Kung fu epic premieres in NYC

Bringing The Grandmaster to the big screen was a 15-year labor of love for Hong Kong director Wong Kar-wai.

"If you like kung fu movies, then you've come to the right place," Wong told the audience before the film's New York premiere. "If you don't like kung fu movies, then it's time to change."

The event was held at the Museum of the Moving Image in Queens, New York, and included a post-screening onstage interview with the director. A question and answer session with the audience followed, during which one audience member shouted from the second to last row that she had worked briefly for Wong on the film and was wondering if he would be her reference for her film school application.

"Talk to me after," the 57-year-old director sporting his signature sunglasses replied.

Wong Kar-wai is widely considered one of the most influential film directors of his generation, both inside and outside of Asia. Saturday's premiere was the centerpiece of a comprehensive retrospective of Wong's work, which began on July 12 and includes all ten of his feature films. Between now and Aug 24, the retrospective will wind up with screenings of My Blueberry Nights, In the Mood for Love and 2046.

Wong's latest feature, in which he seeks to reinvent the martial arts genre, reunites Tony Leung and Zhang Ziyi, the stars of his science-fiction epic 2046. Neither actor has a background in martial arts, and both spent three years training for the film's fight sequences.

"I always wanted to make a kung fu film, but there are so many kung fu films made before me and so I had to find my angle," Wong said during the onstage interview.

The film tackles the story of Ip Man, played by 51-year-old Leung, who pioneered the popular Wing Chun fighting style and taught kung fu legend Bruce Lee.

In the film, Wong seeks to capture the nobility and formality of Chinese kung fu as it existed in the 1930s and '40s, as well as today with its competing schools and philosophies.
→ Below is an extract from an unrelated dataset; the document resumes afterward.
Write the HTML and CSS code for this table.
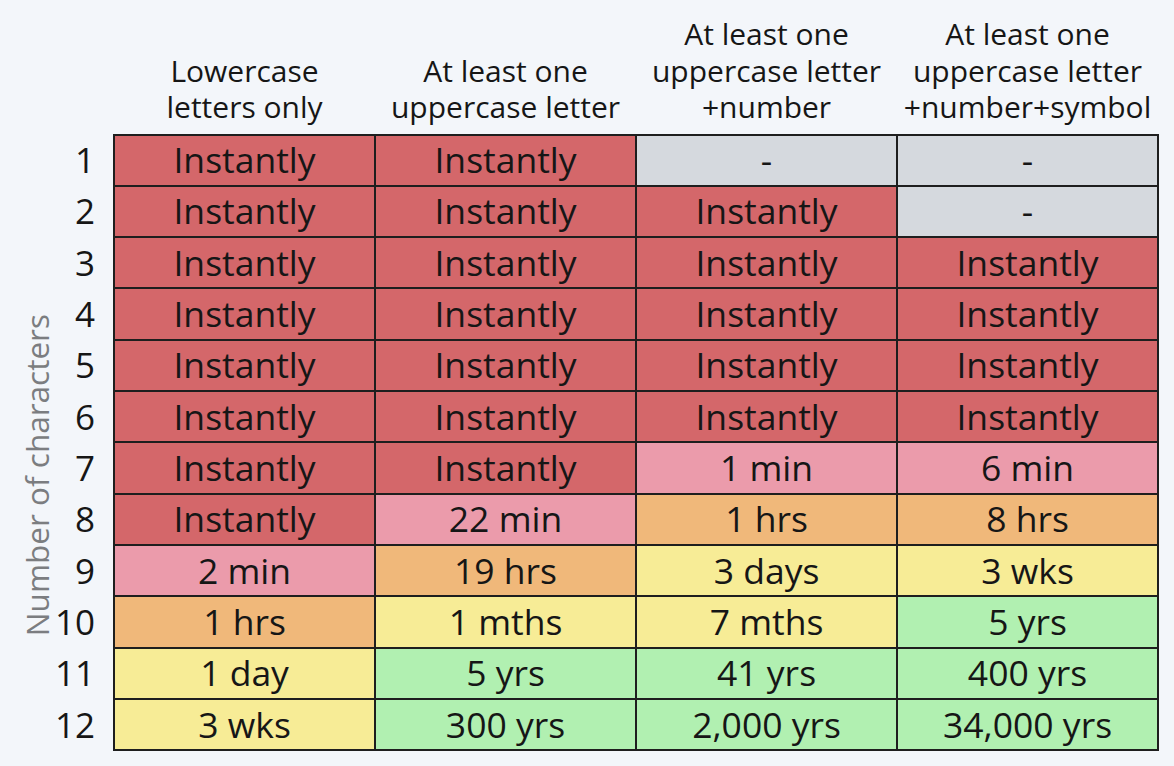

The director said he considered naming the film The Grandmasters, but his son talked him out of it, arguing that the film was more about the idea of what it takes to be a grandmaster than the grandmasters themselves.

Wong said he wanted to set the record straight on the Ip Man story, as opposed to merely dazzling audiences with another kung fu movie. The Grandmaster coincides with another Ip Man film released this year, Ip Man: The Final Fight, by Hong Kong director Herman Yau, who also directed The Legend Is Born: Ip Man (2010). Wong's film encountered many delays, including Leung breaking his arm during rehearsal and the day before his first shoot. Wong spent 22 months on a budget of $25 million to shoot the film.

Wong missed a number of release dates before The Grandmaster finally reached theaters on the Chinese mainland in January. The film is Wong's greatest commercial success to date, having earned more than $50 million worldwide. In China, it out-grossed his previous four features combined.

In contrast to Wong's usual free-form style of directing, the filmmaker insisted on strict historical accuracy in this film. After sifting through piles of books, journals and archival materials, including a home video the Ip family presented to Wong in their living room of Ip Man in his studio three days before his death, the filmmaker spent three years interviewing hundreds of mainland martial artists in preparation for the script he co-wrote. The resulting story includes many Ip Man proteges.

"To make this film is like a dream come true," Wong said. "I grew up on streets full of martial arts schools, but I was never allowed to practice martial arts."

When he was growing up, he said, martial arts schools were dark and mysterious and sometimes associated with the triad gangs - groups that became prevalent in Hong Kong during the 1960s and '70s. No parent would encourage their kid to practice martial arts, said Wong.

At the end of the film, a boy stares intently through the window to Ip Man's martial arts studio. "That could be Bruce Lee or that could be me because it was always my dream to walk through the door to find out what's so special, what's so mysterious about Chinese martial arts," Wong said. "With this film, I walked past this door and I find it very satisfying."